Another earlier writer on this question ought to be mentioned, Samuel Weller Singer, since he wrote a small book entirely confined to the question of the authenticity of the date. It was entitled “Some account of the book printed at Oxford in 1468. In which is examined its claim to be considered the first book printed in England.” A small number of copies were privately printed; and the author came to the conclusion that, in his own words, “The book stands firm as a monument of the exercise of printing in Oxford, six years older than any book of Caxton’s with date.” Singer is said to have changed his views on the subject later on, and to have called in and destroyed as many copies as possible. His book may be classed as a curiosity for another reason. The original issue was said to consist of fifty copies privately printed, and as many copies as possible were afterwards destroyed by the author, yet it is a book of the commonest occurrence in secondhand catalogues.

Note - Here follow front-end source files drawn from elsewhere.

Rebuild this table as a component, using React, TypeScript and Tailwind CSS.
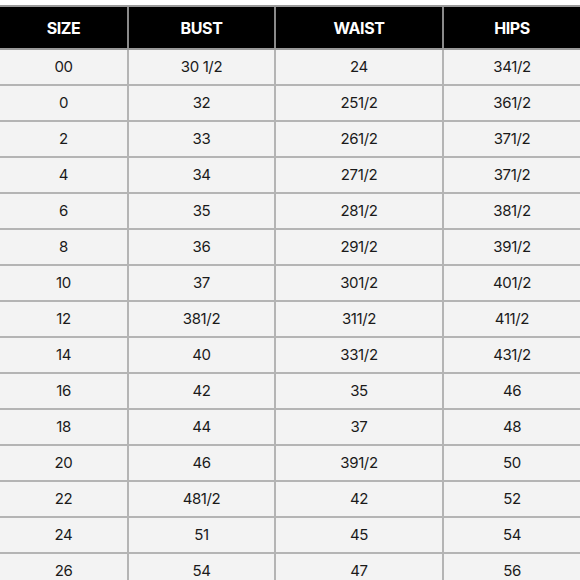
const rows = [
  ["00", "30 1/2", "24", "341/2"],
  ["0", "32", "251/2", "361/2"],
  ["2", "33", "261/2", "371/2"],
  ["4", "34", "271/2", "371/2"],
  ["6", "35", "281/2", "381/2"],
  ["8", "36", "291/2", "391/2"],
  ["10", "37", "301/2", "401/2"],
  ["12", "381/2", "311/2", "411/2"],
  ["14", "40", "331/2", "431/2"],
  ["16", "42", "35", "46"],
  ["18", "44", "37", "48"],
  ["20", "46", "391/2", "50"],
  ["22", "481/2", "42", "52"],
  ["24", "51", "45", "54"],
  ["26", "54", "47", "56"],
];

const headers = ["SIZE", "BUST", "WAIST", "HIPS"];
const cols = "grid grid-cols-[127px_147px_168px_138px]";

export default function App() {
  return (
    <div className="w-[580px] h-[580px] overflow-hidden bg-white pt-[5px] font-['Inter','Noto_Sans',sans-serif]">
      {/* header */}
      <div className={`${cols} h-[45px] bg-black border-y-2 border-[#9a9a9a]`}>
        {headers.map((h, i) => (
          <div
            key={h}
            className={`flex items-center justify-center text-white font-bold text-[16px] tracking-tight ${
              i > 0 ? "border-l-2 border-[#8a8a8a]" : ""
            }`}
          >
            {h}
          </div>
        ))}
      </div>

      {/* rows */}
      {rows.map((r, ri) => (
        <div key={ri} className={`${cols} h-[36px] bg-[#f3f3f3] border-b-2 border-[#b4b4b4]`}>
          {r.map((c, ci) => (
            <div
              key={ci}
              className={`flex items-center justify-center text-[#1a1a1a] text-[15px] tracking-tight ${
                ci > 0 ? "border-l-2 border-[#b4b4b4]" : ""
              }`}
            >
              {c}
            </div>
          ))}
        </div>
      ))}
    </div>
  );
}
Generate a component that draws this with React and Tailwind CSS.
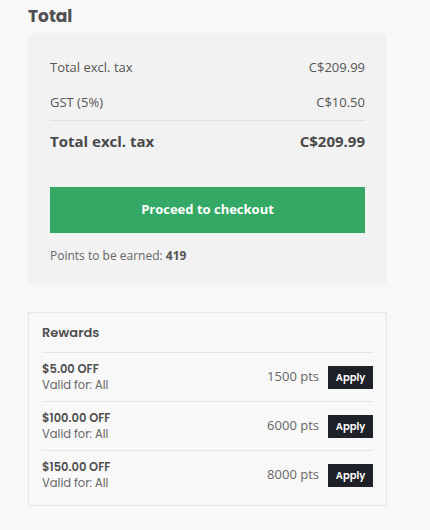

The researches of later years, carried out more scientifically, have produced some definite information. In the first place, the source of the type in which the book is printed has been ascertained. It was used in 1477 and 1478 at Cologne by a printer named Gerard ten Raem, who printed five books with it; a Vocabularius Ex quo issued in October 1477, two issues of a Modus Confitendi published in January and October 1478 and a Donatus and Æsopus moralizatus, both without date. These books are very rare; the only one in the British Museum or Bodleian being the Donatus. The Rylands Library contains the Modus Confitendi with the October date. The University Library possesses the Modus of January and the unique copy of the Æsop.